Now that we’ve gone through the customer journey (in its many forms), let’s take a minute to discuss another term you’ve probably run into: customer experience

If the customer journey is a framework for breaking down the stages of a customer’s relationship with your company, the customer experience is about the overall effect of those stages. While the customer journey focuses on specific touchpoints, the customer experience is all about the reactions and emotions those touchpoints come together to create. 

When you set out to improve the customer journey, you’re not doing it so customers can have a more pleasant consideration or purchase stage. You’re doing so to improve the customer experience as a whole. Because it’s the customer experience—not the customer journey—that customers remember. Moreover, it’s the customer’s impression of the complete experience that will make or break your company’s customer satisfaction and loyalty.  

How much more would customers be willing to pay for better customer experience? Source: PWC

The benefits of a great customer experience go beyond just making customers happy. PWC found that customers are willing to pay up to 16% more for products and services that come with great experience, while 32% of customers are willing to walk away from a brand after a single bad experience. But for all the value customers place on having a great experience, the same report found that 54% of US customers say companies need to improve their experience. Within that gap between expectations and experience, there’s an opportunity for your brand to shine. 

Two Ways of Improving the Customer Journey

When you’re looking to improve your customer journeys, there are two main routes your brand can take: universal improvements and personal improvements. Universal improvements usually come in the form of fixing distinct pain points in your customer journeys and creating brand consistency throughout your journeys. Personal improvements, on the other hand, leverage personalization to connect with customers on an individual level throughout their journey. 

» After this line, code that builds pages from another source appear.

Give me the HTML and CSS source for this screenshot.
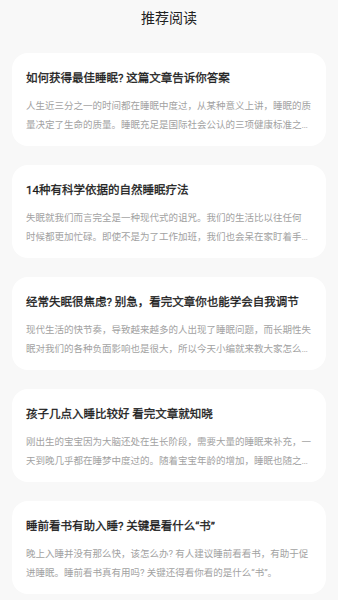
FILE: index.html
```html
<!DOCTYPE html>
<html lang="zh-CN">
<head>
<meta charset="utf-8">
<meta name="viewport" content="width=device-width, initial-scale=1">
<title>推荐阅读</title>
<link rel="stylesheet" href="styles.css">
</head>
<body>
<header class="topbar">推荐阅读</header>
<main class="list">
  <article class="card">
    <h2 class="card-title">如何获得最佳睡眠? 这篇文章告诉你答案</h2>
    <p class="card-desc">人生近三分之一的时间都在睡眠中度过，从某种意义上讲，睡眠的质量决定了生命的质量。睡眠充足是国际社会公认的三项健康标准之一，而睡眠不足则会影响身体健康。</p>
  </article>
  <article class="card">
    <h2 class="card-title">14种有科学依据的自然睡眠疗法</h2>
    <p class="card-desc">失眠就我们而言完全是一种现代式的诅咒。我们的生活比以往任何<span class="word">时候</span>都更加忙碌。即使不是为了工作加班，我们也会呆在家盯着手机屏幕，直到深夜才入睡。</p>
  </article>
  <article class="card">
    <h2 class="card-title">经常失眠很焦虑? 别急，看完文章你也能学会自我调节</h2>
    <p class="card-desc">现代生活的快节奏，导致越来越多的人出现了睡眠问题，而长期性失眠对我们的各种负面影响也是很大，所以今天小编就来教大家怎么自我调节。</p>
  </article>
  <article class="card">
    <h2 class="card-title">孩子几点入睡比较好 看完文章就知晓</h2>
    <p class="card-desc">刚出生的宝宝因为大脑还处在生长阶段，需要大量的睡眠来补充，一天到晚几乎都在睡梦中度过的。随着宝宝年龄的增加，睡眠也随之减少。</p>
  </article>
  <article class="card">
    <h2 class="card-title">睡前看书有助入睡? 关键是看什么“书”</h2>
    <p class="card-desc">晚上入睡并没有那么快，该怎么办? 有人建议睡前看看书，有助于促进睡眠。睡前看书真有用吗? 关键还得看你看的是什么“书”。</p>
  </article>
</main>
</body>
</html>
```

FILE: styles.css
```css
* {
  box-sizing: border-box;
}

html, body {
  margin: 0;
  padding: 0;
}

body {
  background: #f8f8f8;
  font-family: Roboto, "Noto Sans CJK SC", sans-serif;
  color: #222;
}

.topbar {
  height: 36px;
  line-height: 36px;
  text-align: center;
  font-size: 14px;
  color: #222;
}

.list {
  display: flex;
  flex-direction: column;
  gap: 19px;
  padding: 17px 12px 20px;
}

.card {
  background: #fff;
  border-radius: 16px;
  padding: 17px 12px 12px 14px;
}

.card-title {
  margin: 0;
  font-size: 11.5px;
  line-height: 16px;
  font-weight: 400;
  -webkit-text-stroke: 0.3px #1a1a1a;
  color: #1a1a1a;
  white-space: nowrap;
}

.card-desc {
  margin: 10px 0 0;
  font-size: 9.5px;
  line-height: 19px;
  color: #a2a2a2;
  display: -webkit-box;
  -webkit-box-orient: vertical;
  -webkit-line-clamp: 2;
  overflow: hidden;
}

.word {
  white-space: nowrap;
}
```
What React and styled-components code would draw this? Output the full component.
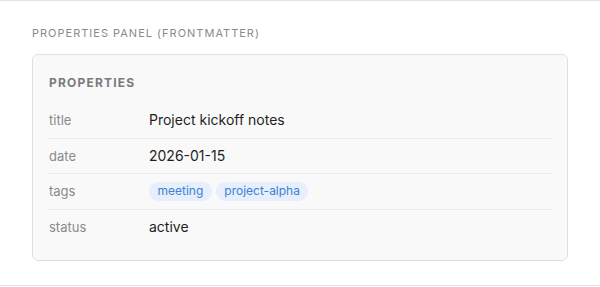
import React from "react";
import styled, { createGlobalStyle } from "styled-components";

const GlobalStyle = createGlobalStyle`
  body {
    margin: 0;
    background: #ffffff;
    font-family: Inter, "Noto Sans", sans-serif;
    -webkit-font-smoothing: antialiased;
  }
`;

const Section = styled.section`
  border-top: 1px solid #e2e2e2;
  border-bottom: 1px solid #e2e2e2;
  padding: 24px 32px 24px;
`;

const Caption = styled.div`
  font-size: 11px;
  line-height: 16px;
  letter-spacing: 1px;
  color: #8a8a8a;
  text-transform: uppercase;
  margin-bottom: 13px;
`;

const Card = styled.div`
  background: #f9f9f9;
  border: 1px solid #e0e0e0;
  border-radius: 6px;
  padding: 20px 16px 16px;
`;

const CardTitle = styled.div`
  font-size: 12px;
  font-weight: 700;
  line-height: 16px;
  letter-spacing: 1.2px;
  color: #7a7a7a;
  text-transform: uppercase;
  margin-bottom: 12px;
`;

const Row = styled.div`
  display: grid;
  grid-template-columns: 100px 1fr;
  align-items: center;
  padding: 8px 0;
  line-height: 18.5px;
  border-bottom: ${(p) => (p.$last ? "none" : "1px solid #ebebeb")};
`;

const Key = styled.div`
  font-size: 13px;
  color: #8a8a8a;
`;

const Value = styled.div`
  font-size: 14px;
  color: #1f1f1f;
`;

const Tags = styled.div`
  display: flex;
  gap: 4px;
`;

const Tag = styled.span`
  font-size: 12px;
  line-height: 18.5px;
  padding: 0 8.5px;
  border-radius: 10px;
  background: #e6effb;
  color: #3d7fd6;
`;

const props = [
  { key: "title", value: "Project kickoff notes" },
  { key: "date", value: "2026-01-15" },
  { key: "tags", tags: ["meeting", "project-alpha"] },
  { key: "status", value: "active" },
];

export default function App() {
  return (
    <>
      <GlobalStyle />
      <Section>
        <Caption>Properties panel (frontmatter)</Caption>
        <Card>
          <CardTitle>Properties</CardTitle>
          {props.map((p, i) => (
            <Row key={p.key} $last={i === props.length - 1}>
              <Key>{p.key}</Key>
              {p.tags ? (
                <Tags>
                  {p.tags.map((t) => (
                    <Tag key={t}>{t}</Tag>
                  ))}
                </Tags>
              ) : (
                <Value>{p.value}</Value>
              )}
            </Row>
          ))}
        </Card>
      </Section>
    </>
  );
}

Universal Journey Improvements

If your customer journeys consistently underperform at certain stages, it might be time for some universal improvements. These improvements root out flaws that are making your journeys worse for your customers as a whole. Look for clusters of low conversion rates and customer complaints to find where pain points might be hiding.

Here’s a look at some common universal issues and improvements to consider across each stage of the customer journey:

  • Awareness: If your journeys are underperforming right off the bat, you might not be targeting the right channels or using the right volume and content of messaging. 
  • Interest: Let’s say you can catch customers’ attention, but you’re not able to hold it. Here, you’ll want to check whether you’re using messaging and value propositions that your customers actually care about. 
  • Consideration: Issues in the consideration stage can come from insufficient content on your product or services. Or they might be caused by customers not quite trusting the content you do have, which social proof can help with.
  • Purchase: When customers get this far but don’t click “buy”, it’s worth looking into whether your checkout process might have some unforeseen hiccups. 
  • Retention: Customers who consistently buy once and never again could use more help post-purchase. Building out better welcome and onboarding materials can do the trick here. 
  • Advocacy: Lastly, if your customers continue to repurchase but aren’t advocating for your brand, focus your efforts on creating a customer community. Generating a sense of identity with your brand will make customers more likely to spread the word. 

As you’re fixing the pain points plaguing your customer journeys, you’ll want to consider another kind of universal improvement for your customer journey: brand consistency. Consistently leveraging your brand identity builds a sense of familiarity between your brand and your customers. It’s this familiarity that can eventually transform into loyalty down the line. Considering that 82% of searchers choose familiar brands when looking something up online, creating brand consistency can be the difference between customers ending their journey prematurely and continuing to purchase and beyond.

While visual brand consistency is a great place to start, you’ll need to do more to support your brand. Source: Looka

To create this kind of brand familiarity, you need to consistently leverage your brand assets across the customer journey. This includes:

  • Enforcing a particular visual brand identity by repeating certain images, shapes, colors, and styles throughout the customer journey.
  • Incorporating distinct brand assets like logos, slogans, colors, and fonts wherever applicable. 
  • Keeping your brand messaging and language continuous from the first-touch ad to welcome email, so your offering is always clear.
  • Creating familiarity with your brand’s personality by using the same brand voice in all communications.

Between fixing particular pain points and creating better brand consistency, universal customer journey improvements build a strong foundation for great customer experience. 

Personal Journey Improvements

To take your customer journeys to the next level, you need to go beyond universal improvements. Personalized improvements tailor journeys to individuals, providing an experience of your brand that’s made just for them. You can incorporate personalized improvements at any stage in the customer journey in many different ways. Some of these include: 

  • Personalized advertising that sends targeted messages to certain demographics within your target audience.
  • Personalized landing pages designed to complement personalized advertisements and create a continuous experience from seeing an ad to clicking it.
  • Personalized content delivery, where users receive different content depending on their prior actions. For an example of what this looks like in action, we can look to Bench. The largest bookkeeping service in North America, Bench wanted to be more targeted in the content they delivered to users. Leveraging Proof’s Experiences, they created content offers and CTAs that corresponded to how many times a user visited their site. By tailored content according to customer behavior, they managed to increase content downloads by 41%.

A look at Bench’s personalized CTAs in action. Source: UseProof

  • Personalized checkout pages can either be tailored to provide more information on products or streamline your checkout process as needed.
  • Personalized post-purchase welcome and onboarding campaigns help to address the varying needs of different customers. Show customers you know their history and provide the information and encouragement they need. 
  • Personalized newsletters let you speak directly to different customer segments, and create micro-communities within your larger customer community. 

While these are far from all of the personalization possibilities for your customer journeys, they’re a great place to start. By building out more personalization, you demonstrate to customers that you understand them, fostering a sense of affinity and loyalty towards your brand. 

Go Forth and Improve Your Customers’ Journeys and Experiences

Now that you know the steps necessary to improve customer journeys, you’re well on your way to creating experiences that drive customer satisfaction and loyalty. By starting with a strong foundation of universal customer journey improvements, then adding in personal improvements to create a deeper connection, you can attract, retain, and grow your customers with ease.